Many of the same objections can be cited for optimistic humanism as were cited for social Darwinism because both base their ethics on evolution and so both suffer from similar deficiencies.  Optimistic humanism, though it tries to escape the logical results of social Darwinism, does not completely succeed. 

First, this theory offers no mechanism to objectively judge heinous crimes such as those of Nazi Germany.  We intuitively know that gassing millions of innocent Jews is morally outrageous, but how would optimistic humanism condemn these activities?  When Nielsen and Kurtz tell us to adopt morality in line with our life plans and in sync with the “throb and excitement of life,” on what grounds can they call the atrocities of Germany wrong?   J. P. Moreland answers:

After all, many of the Nazis found a lot of excitement in killing other humans, and this activity was obviously one to which they attached value.  If an optimistic humanist responds by saying that we ought not to do this, then he is inconsistent.  For now he is using an absolutist sense of ought.  It even seems he uses an absolutist sense of ought if he tells us we have a moral obligation to be optimistic humanists.  So optimistic humanism either fails to provide the rationale for a moral objection to obviously immoral behavior, or if it does provide such a rationale, it becomes inconsistent.

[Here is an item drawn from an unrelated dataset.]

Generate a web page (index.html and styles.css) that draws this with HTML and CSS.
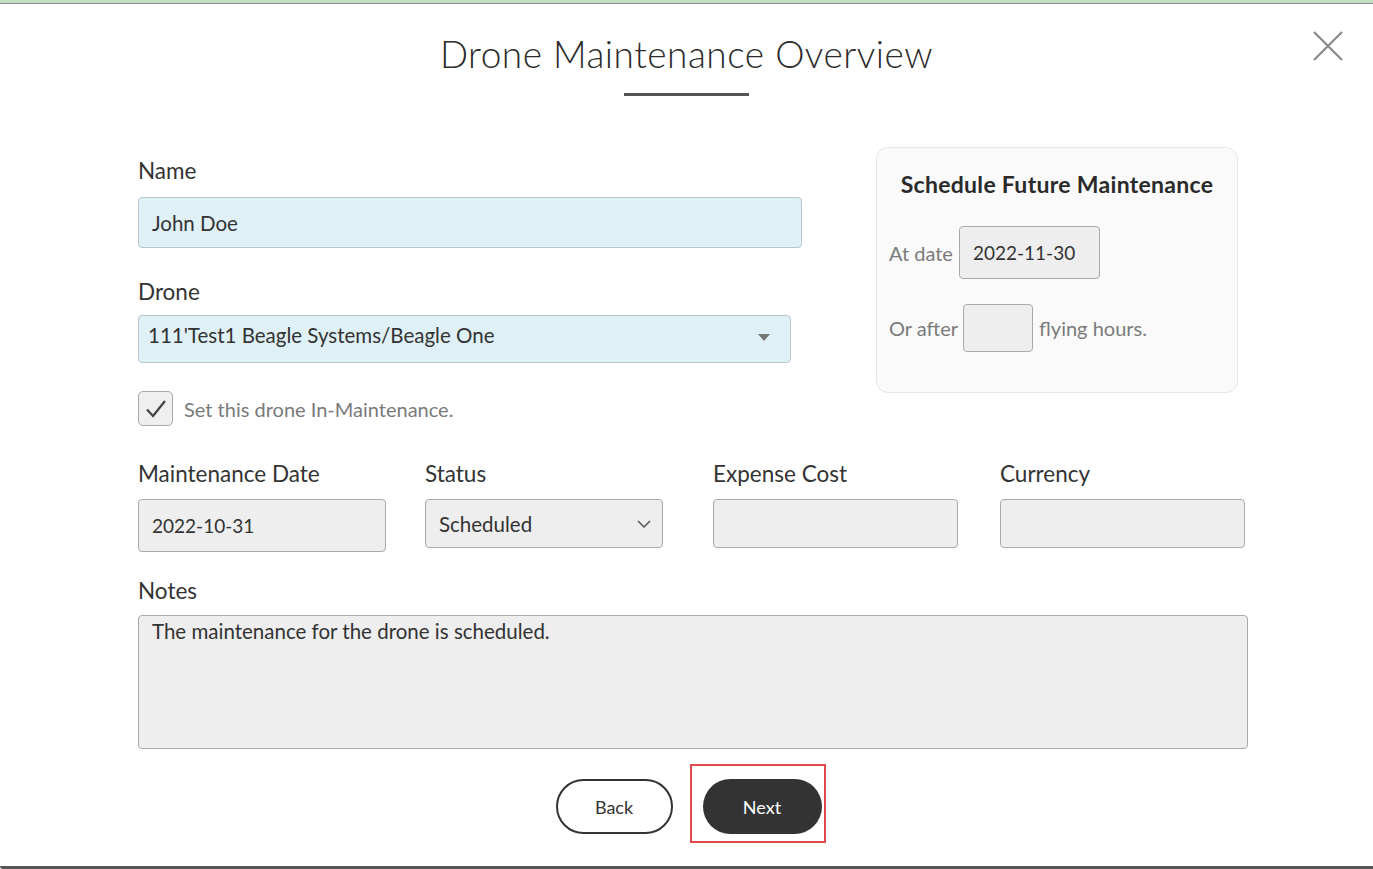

Kai Nielsen would seem to have to agree with this assessment because he states that his theory of ethics “doesn’t give you an absolutism.”   But if there is no absolute wrong, then the Nazis were not absolutely wrong.  Nielsen and Kurtz leave the door open for Nazi atrocities to be justified and any ethical theory which cannot categorically state that Nazi Germany was morally wrong must be in serious error.

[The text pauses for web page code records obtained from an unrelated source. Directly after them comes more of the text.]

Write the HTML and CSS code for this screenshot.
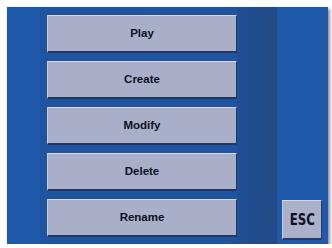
FILE: index.html
```html
<!DOCTYPE html>
<html>
<head>
<meta charset="utf-8">
<link rel="stylesheet" href="styles.css">
</head>
<body>
<div class="frame">
  <div class="left"></div>
  <div class="panel">
    <div class="menu">
      <div class="btn">Play</div>
      <div class="btn">Create</div>
      <div class="btn">Modify</div>
      <div class="btn">Delete</div>
      <div class="btn">Rename</div>
    </div>
    <div class="strip"></div>
  </div>
  <div class="side">
    <div class="esc"><span class="esc-label">ESC</span></div>
  </div>
</div>
</body>
</html>
```
FILE: styles.css
```css
html, body {
  margin: 0;
  padding: 0;
  background: #ffffff;
}
.frame {
  margin: 7px 0 0 7px;
  width: 321px;
  height: 237px;
  background: #1f5aaa;
  display: flex;
  box-shadow: 2px 2px 3px rgba(90, 90, 110, 0.7);
}
.left {
  width: 33px;
  flex: none;
}
.panel {
  width: 237px;
  flex: none;
  display: flex;
  background: #1e55a2;
}
.menu {
  display: flex;
  flex-direction: column;
  gap: 8px;
  padding: 8px 0 0 7px;
  width: 190px;
}
.btn {
  height: 38px;
  box-sizing: border-box;
  background: #a9afc9;
  border-top: 1px solid #d4d8ea;
  border-left: 1px solid #c8cce0;
  border-bottom: 2px solid #2b3452;
  border-right: 1px solid #2b3452;
  display: flex;
  align-items: center;
  justify-content: center;
  padding-bottom: 1px;
  font-family: "Liberation Sans", Arial, sans-serif;
  font-weight: bold;
  font-size: 11.5px;
  color: #0c1222;
}
.strip {
  flex: 1;
  background: linear-gradient(to right, #1f4f96, #244a86);
}
.side {
  flex: 1;
  display: flex;
  align-items: flex-end;
  justify-content: flex-end;
  padding: 0 6px 4px 0;
}
.esc {
  width: 40px;
  height: 40px;
  box-sizing: border-box;
  background: #abb1cb;
  border-top: 1px solid #d4d8ea;
  border-left: 1px solid #c8cce0;
  border-bottom: 2px solid #2b3a66;
  border-right: 1px solid #2b3a66;
  display: flex;
  align-items: center;
  justify-content: center;
  font-family: "DejaVu Sans Condensed", "DejaVu Sans", sans-serif;
  font-stretch: condensed;
  font-weight: bold;
  font-size: 16px;
  color: #0c1222;
}
.esc-label {
  display: inline-block;
  transform: scaleX(0.82);
}
```
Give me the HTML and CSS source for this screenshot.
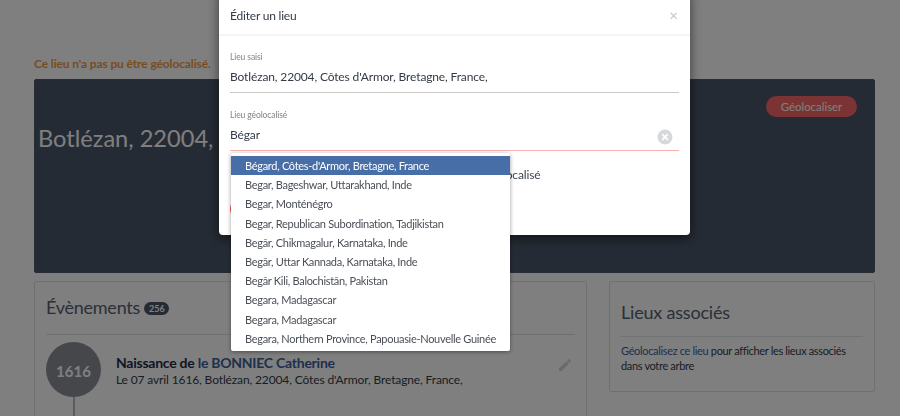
FILE: index.html
```html
<!DOCTYPE html>
<html lang="fr">
<head>
<meta charset="utf-8">
<title>Éditer un lieu</title>
<link rel="stylesheet" href="styles.css">
</head>
<body>
<div class="page">
  <p class="warning">Ce lieu n'a pas pu être géolocalisé.</p>
  <section class="hero">
    <h1 class="hero-title">Botlézan, 22004, Côtes d'Armor, Bretagne, France,</h1>
    <a class="hero-btn">Géolocaliser</a>
  </section>
  <div class="columns">
    <section class="card events">
      <h2 class="events-title">Évènements <span class="badge">256</span></h2>
      <div class="event">
        <div class="timeline"><div class="year">1616</div><div class="stem"></div></div>
        <div class="event-body">
          <div class="event-name">Naissance de <a class="link">le BONNIEC Catherine</a></div>
          <div class="event-sub">Le 07 avril 1616, Botlézan, 22004, Côtes d'Armor, Bretagne, France,</div>
        </div>
        <svg class="pencil" viewBox="0 0 24 24"><path d="M3 17.25V21h3.75L17.81 9.94l-3.75-3.75L3 17.25zM20.71 7.04c.39-.39.39-1.02 0-1.41l-2.34-2.34c-.39-.39-1.02-.39-1.41 0l-1.83 1.83 3.75 3.75 1.83-1.83z"/></svg>
      </div>
    </section>
    <aside class="card side">
      <h2 class="side-title">Lieux associés</h2>
      <p class="side-text"><a class="link-plain">Géolocalisez ce lieu</a> pour afficher les lieux associés dans votre arbre</p>
    </aside>
  </div>
</div>

<div class="backdrop"></div>
<div class="modal">
  <header class="modal-head">
    <span class="modal-title">Éditer un lieu</span>
    <span class="modal-close">×</span>
  </header>
  <div class="modal-body">
    <div class="field field-first">
      <label class="field-label">Lieu saisi</label>
      <div class="field-value">Botlézan, 22004, Côtes d'Armor, Bretagne, France,</div>
    </div>
    <div class="field field-geo">
      <label class="field-label">Lieu géolocalisé</label>
      <div class="field-value">Bégar</div>
      <svg class="clear" viewBox="0 0 16 16"><circle cx="8" cy="8" r="7.5" fill="#d6d8da"/><path d="M5.2 5.2l5.6 5.6M10.8 5.2l-5.6 5.6" stroke="#fff" stroke-width="1.8"/></svg>
    </div>
    <div class="check-row">Je ne souhaite pas que ce lieu soit géolocalisé</div>
    <button class="save">Enregistrer</button>
    <ul class="dropdown">
      <li class="active">Bégard, Côtes-d'Armor, Bretagne, France</li>
      <li>Begar, Bageshwar, Uttarakhand, Inde</li>
      <li>Begar, Monténégro</li>
      <li>Begar, Republican Subordination, Tadjikistan</li>
      <li>Begār, Chikmagalur, Karnataka, Inde</li>
      <li>Begār, Uttar Kannada, Karnataka, Inde</li>
      <li>Begār Kili, Balochistān, Pakistan</li>
      <li>Begara, Madagascar</li>
      <li>Begara, Madagascar</li>
      <li>Begara, Northern Province, Papouasie-Nouvelle Guinée</li>
    </ul>
  </div>
</div>
</body>
</html>
```
FILE: styles.css
```css
* { box-sizing: border-box; }
html, body { margin: 0; height: 416px; overflow: hidden; background: #fff; }
body { font-family: Lato, "Open Sans", sans-serif; color: #333b47; }

.page { height: 416px; overflow: hidden; padding: 56px 25px 0 34px; }
.warning { margin: 0 0 7px; font-size: 12px; letter-spacing: -.12px; line-height: 16px; font-weight: 700; color: #f09a3e; }

.hero { height: 194px; padding: 16px 17px 0 3px; background: #4a5668; border: 1px solid #4f5a6b; border-radius: 2px; display: flex; justify-content: space-between; align-items: flex-start; overflow: hidden; }
.hero-title { margin: 26px 0 0; font-size: 23.6px; line-height: 32px; font-weight: 400; color: #fff; white-space: nowrap; }
.hero-btn { flex: none; width: 91px; height: 21px; border-radius: 11px; background: #f76767; color: #fff; font-size: 11.4px; line-height: 21px; text-align: center; position: relative; }

.columns { display: flex; align-items: flex-start; gap: 22px; margin-top: 8px; }
.card { background: #fff; border: 1px solid #dfe1e4; border-radius: 2px; }
.events { width: 553px; height: 200px; padding: 0 11px; }
.side { width: 266px; height: 111px; padding: 0 11px; }

.events-title { margin: 0; height: 53px; padding-top: 12px; font-size: 18px; letter-spacing: -.25px; line-height: 26px; font-weight: 400; color: #566070; border-bottom: 1px solid #dfe1e4; }
.badge { display: inline-block; vertical-align: 2px; width: 25px; height: 13px; border-radius: 7px; background: #4a5668; color: #fff; font-size: 9px; letter-spacing: 0; line-height: 13px; font-weight: 700; text-align: center; }

.event { display: flex; align-items: flex-start; gap: 15px; margin-top: 7px; }
.timeline { display: flex; flex-direction: column; align-items: center; flex: none; }
.year { width: 55px; height: 55px; border-radius: 50%; background: #8b8f96; color: #fff; font-size: 15px; line-height: 58px; font-weight: 700; text-align: center; }
.stem { width: 2px; height: 40px; background: #b6b9bd; }
.event-body { flex: 1; padding-top: 12px; }
.event-name { font-size: 14px; letter-spacing: -.25px; line-height: 18px; font-weight: 700; color: #1f2d44; }
.link { color: #3c6099; }
.event-sub { font-size: 12px; letter-spacing: -.13px; line-height: 16px; color: #333b47; }
.pencil { flex: none; width: 16px; height: 16px; margin: 15px 2px 0 0; fill: #d4d4d4; }

.side-title { margin: 0; height: 55px; padding-top: 17px; font-size: 18px; letter-spacing: -.2px; line-height: 26px; font-weight: 400; color: #566070; border-bottom: 1px solid #e3e5e7; }
.side-text { margin: 6px 0 0; font-size: 11px; letter-spacing: -.34px; line-height: 15px; }
.link-plain { color: #3c6099; }

.backdrop { position: fixed; inset: 0; background: rgba(0, 0, 0, .5); }

.modal { position: fixed; left: 219px; top: -10px; width: 471px; height: 245px; background: #fff; border-radius: 0 0 4px 4px; box-shadow: 0 3px 12px rgba(0, 0, 0, .55); color: #3c4450; }
.modal-head { height: 46px; padding: 6px 11px 0; display: flex; justify-content: space-between; align-items: center; border-bottom: 2px solid #f5f5f5; }
.modal-title { font-size: 12px; letter-spacing: -.2px; font-weight: 400; color: #333b47; }
.modal-close { font-size: 15px; color: #c4c4c4; line-height: 1; margin-right: 1px; }

.modal-body { position: relative; padding: 0 11px; }
.field { position: relative; border-bottom: 1px solid #c9c9c9; }
.field-first { padding-top: 16px; height: 57px; }
.field-geo { margin-top: 17px; height: 41px; border-bottom: 1px solid #fdb0b0; }
.field-label { display: block; font-size: 8.5px; letter-spacing: -.1px; line-height: 11px; color: #7f8388; }
.field-value { margin-top: 6px; font-size: 12px; letter-spacing: -.14px; line-height: 16px; color: #333b47; }
.clear { position: absolute; right: 6px; top: 19px; width: 16px; height: 16px; }

.check-row { margin-top: 16px; padding-left: 78px; font-size: 12px; letter-spacing: -.14px; line-height: 16px; }
.save { display: block; margin-top: 15px; width: 100px; height: 22px; padding: 0; border: 0; border-radius: 11px; background: #f05a5a; color: #fff; font: 12px Lato, sans-serif; }

.dropdown { position: absolute; left: 12px; top: 117px; width: 279px; margin: 0; padding: 3px 0 3px; list-style: none; background: #fff; border-radius: 2px; box-shadow: 0 1px 4px rgba(0, 0, 0, .4); font-size: 11px; letter-spacing: -.3px; }
.dropdown li { height: 19.2px; padding-left: 14px; line-height: 19px; color: #4a4f57; white-space: nowrap; }
.dropdown li.active { background: #476ea6; color: #fff; }
```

There are additional problems with optimistic humanism.  As there is no ultimate rational source for its moral dictates, there can be no prescriptive element or “oughtness” to it.  Morality is experienced as a communication between two minds and it carries an incumbency.  With evolution as the source of optimistic humanism, where is the transmitting mind?  A communication that comes from a random process can and should be ignored.  There can be no rational obligation to follow any of the ethics of optimistic humanism.  According to J.P. Moreland, Paul Kurtz “admits that the ultimate values of humanism are incapable of rational justification.”

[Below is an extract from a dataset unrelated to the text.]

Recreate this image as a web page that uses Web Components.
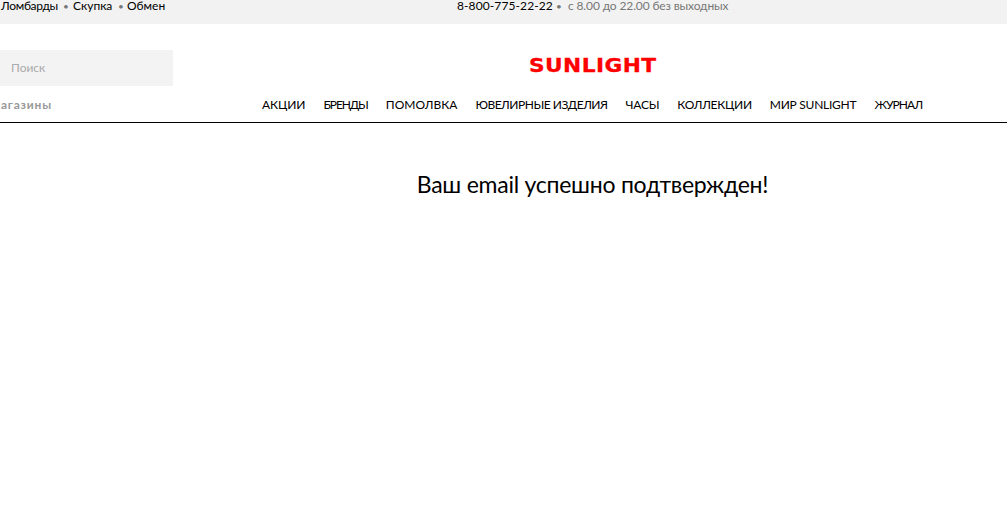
<!DOCTYPE html>
<html lang="ru"><head><meta charset="utf-8"><title>Sunlight</title>
<style>html,body{margin:0;padding:0;background:#fff;overflow:hidden}body{font-family:"Lato","Liberation Sans",sans-serif;color:#000;width:1007px;height:507px}</style>
</head><body>
<site-topbar></site-topbar>
<site-header></site-header>
<confirm-message>Ваш email успешно подтвержден!</confirm-message>
<script>
function def(name,html){customElements.define(name,class extends HTMLElement{constructor(){super();this.attachShadow({mode:'open'}).innerHTML=html;}});}
def('site-topbar',`<style>
:host{display:grid;grid-template-columns:457px 1fr;height:24px;background:#f2f2f2;font-size:12px;line-height:12px}
.row{display:flex;align-items:flex-start;white-space:nowrap}
a{color:#000;text-decoration:none}
.left{padding-left:1px}
.l1{letter-spacing:-.3px;width:56px}
.l2{width:39px}
.l3{width:38px}
.dot{color:#777;font-size:10px;width:16px;box-sizing:border-box;padding-left:6px}
.left .d2{width:15px;padding-left:6px}
.d3{width:15px;box-sizing:border-box;padding-left:3px;font-size:10px;color:#777}
.hours{color:#777;letter-spacing:-.13px}
.phone{letter-spacing:.1px;width:96px}
</style>
<div class="row left"><a class="l1">Ломбарды</a><span class="dot">•</span><a class="l2">Скупка</a><span class="dot d2">•</span><a class="l3">Обмен</a></div>
<div class="row"><a class="phone">8-800-775-22-22</a><span class="d3">•</span><span class="hours">с 8.00 до 22.00 без выходных</span></div>`);
def('search-box',`<style>
:host{display:flex;align-items:center;width:173px;height:36px;background:#f3f3f3;box-sizing:border-box;padding:0 0 2px 11px;font-size:12px;color:#aaa}
</style><slot></slot>`);
def('site-logo',`<style>
:host{display:block;width:127px;height:20px}
span{display:inline-block;font:bold 20px/20px "DejaVu Sans",sans-serif;color:#f00;transform-origin:0 50%;transform:scaleX(1.085);white-space:nowrap;letter-spacing:.4px;-webkit-text-stroke:.3px #f00}
</style><span>SUNLIGHT</span>`);
def('main-nav',`<style>
:host{display:flex;gap:18px;font-size:12px;line-height:16px;white-space:nowrap}
a{color:#000;text-decoration:none}
</style>
<a style="letter-spacing:-.08px">АКЦИИ</a><a style="letter-spacing:-1.1px">БРЕНДЫ</a><a>ПОМОЛВКА</a><a style="letter-spacing:-.49px">ЮВЕЛИРНЫЕ ИЗДЕЛИЯ</a><a style="letter-spacing:-.2px">ЧАСЫ</a><a style="letter-spacing:-.3px">КОЛЛЕКЦИИ</a><a style="letter-spacing:-.25px">МИР SUNLIGHT</a><a style="letter-spacing:-.9px">ЖУРНАЛ</a>`);
def('site-header',`<style>
:host{display:block;height:98px;border-bottom:1px solid #000;overflow:hidden}
.top{display:grid;grid-template-columns:173px 356px auto;height:62px;align-items:start}
search-box{margin-top:26px}
site-logo{margin-top:31px;grid-column:3}
.bottom{display:grid;grid-template-columns:262px auto;height:36px;align-items:start;padding-top:11px}
.shops{font-size:12px;line-height:16px;font-weight:700;letter-spacing:.8px;color:#999;overflow:hidden;white-space:nowrap;text-indent:-11px}
</style>
<div class="top"><search-box>Поиск</search-box><span></span><site-logo></site-logo></div>
<div class="bottom"><div class="shops">Магазины</div><main-nav></main-nav></div>`);
def('confirm-message',`<style>
:host{display:block;text-align:center;font-size:23px;letter-spacing:-.25px;line-height:30px;margin-top:46px;padding-left:178px;width:829px}
</style><slot></slot>`);
</script>
</body></html>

Much more analysis of optimistic humanism is to come, so please come back.

[quotation references can be provided on request]

  • If we know about ethics, then the possibility to “know about ethics” had to be evolved or supernaturally given to us. This does not mean that there are no ethical truths.

    Also, I’m not sure what he meant by “absolutism.” Some people might think absolutism means something like “killing people is always wrong” even for self-defense or to save many lives. Instead, something like utilitarianism can be accepted. A utilitarian can still accept objective moral values. One action can be wrong based on the probable results rather than by a categorical imperative.

  • Bill Pratt

    James,
    I think he means by absolutism that the moral norm is absolute for all people, places, and times. The word objective also carries the same connotation. It means non-relative. So the moral norm, “It is wrong to kill innocent people,” would be an absolutism if we said that it was true for all people that have ever lived or ever will live. It does not depend on when or where you live.

  • Dear James Gray,

    I hope I am capturing a complete thought in quoting your statement of “One action can be wrong based on the probable results rather than by a categorical imperative.”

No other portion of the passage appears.